Despite some gloomy reports about golf’s health, the vibe on tour has never felt better in my career. There are lots of popular young players, and 10 guys who could be No.1 in the world two months from now.

Let’s not fiddle unnecessarily with the ball or clubs. All we have to do is protect golf’s most valuable asset – its courses – and the rest will fall into place. How do we do that? I say let’s abolish par. Remember, scoring in relation to par was introduced at the Masters in 1960. Yes, it made the various standings of an array of players scattered across a golf course comprehensible, and it was a boon for TV broadcasting. But what has it wrought? Par is an arbitrary number that skews our perception of what’s a good golf course. Par at Oakmont often feels like 76, but if that’s what it was on the scorecard, the winner would shoot 20-under and the world would say it’s a crap course.

The most interesting holes on the US Tour – and in golf generally – are the ones where par is most nakedly irrelevant anyway. The 10th at Riviera, the 18th at Torrey Pines South, the 15th at TPC River Highlands – the list goes on and on. Golf’s most exciting format, matchplay, also sheds par as a concept of any importance.

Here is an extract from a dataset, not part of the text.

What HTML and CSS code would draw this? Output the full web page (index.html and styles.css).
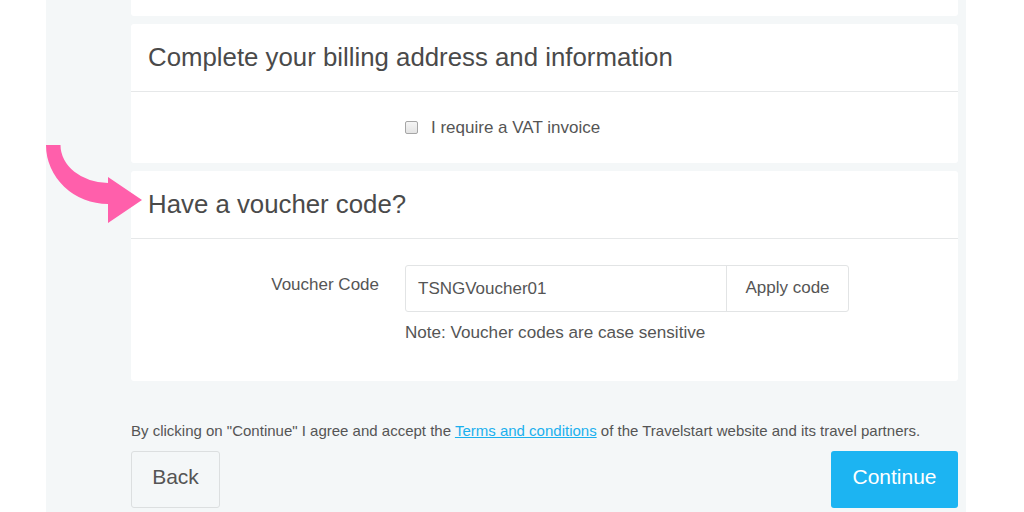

We could play the Masters from the member tees and it would be a heck of an exciting golf tournament. Because Augusta National is a great course. Yes, we’d have a lot more wedges in – but so what? Pros are good. Seen with the right eyes, there’s more potential for nuance and shot-making with the wedge than any other club in the bag.

I know this sounds radical, but it’s actually a simple idea. Lowest score wins.